Further improvements can be expected by using higher doping and DLG samples, as discussed in Section 2.4. The use of graphene nanostructures featuring a polarization-independent plasmonic response is also beneficial to increase the polarization-averaged peak absorption. Suitable designs include circular or slightly elliptical disks connected to one another by narrow ribbons to enable gating and current flow [92]. The graphene plasmonic oscillators could also be integrated with additional THz antennas in order to increase their radiative decay rate Γ_rad, and therefore decrease the optimal mobility for critical coupling to values accessible with large-area CVD graphene.
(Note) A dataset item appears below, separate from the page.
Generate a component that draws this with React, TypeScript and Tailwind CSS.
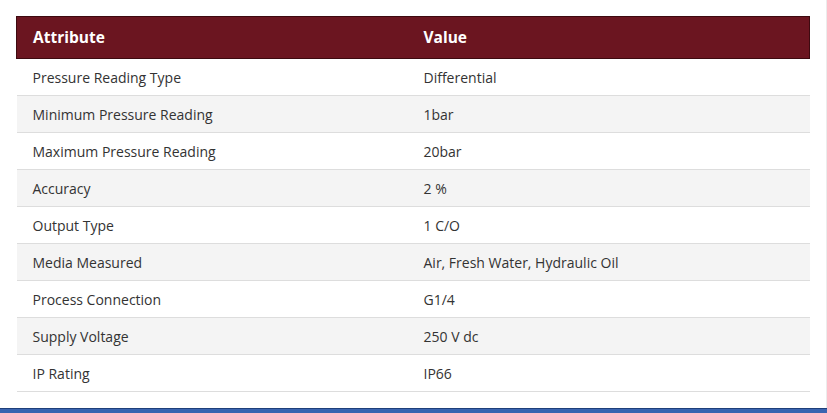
const rows: [string, string][] = [
  ["Pressure Reading Type", "Differential"],
  ["Minimum Pressure Reading", "1bar"],
  ["Maximum Pressure Reading", "20bar"],
  ["Accuracy", "2 %"],
  ["Output Type", "1 C/O"],
  ["Media Measured", "Air, Fresh Water, Hydraulic Oil"],
  ["Process Connection", "G1/4"],
  ["Supply Voltage", "250 V dc"],
  ["IP Rating", "IP66"],
];

export default function App() {
  return (
    <div
      className="flex h-[413px] w-[827px] flex-col overflow-hidden bg-white"
      style={{ fontFamily: '"Open Sans", "Noto Sans", sans-serif' }}
    >
      <div className="flex-1 border-r border-[#ececec] pl-4 pt-4">
        <table className="w-[794px] border-collapse text-left">
          <thead>
            <tr className="h-[42px] bg-[#6b1520]">
              <th className="w-[391px] border-y border-l border-[#3d0a10] pl-4 text-[15.5px] font-bold text-white">
                Attribute
              </th>
              <th className="border-y border-r border-[#3d0a10] pl-4 text-[15.5px] font-bold text-white">
                Value
              </th>
            </tr>
          </thead>
          <tbody>
            {rows.map(([attr, value], i) => (
              <tr
                key={attr}
                className={`h-[37px] border-b border-[#dddddd] ${i % 2 === 1 ? "bg-[#f4f4f4]" : "bg-white"}`}
              >
                <td className="pl-4 pt-px text-[14px] text-[#333333]">{attr}</td>
                <td className="pl-4 pt-px text-[14px] text-[#333333]">{value}</td>
              </tr>
            ))}
          </tbody>
        </table>
      </div>
      <div className="h-[5px] border-t border-[#1e3f7a] bg-[#3a64b0]" />
    </div>
  );
}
As a result, the absorption strength could be further enhanced, similar to the aforementioned prior work on optical modulators [68], [69]. Through a combination of these design prescriptions, THz output powers approaching the mW range may be achievable with large (but realistic [119], [121]) input electrical powers of about 100 W delivered to a total device area of a few mm². Combined with its relatively simple manufacturing and broadband tunability, the resulting technology would then be quite appealing as a way to address the present lack of practical THz radiation sources.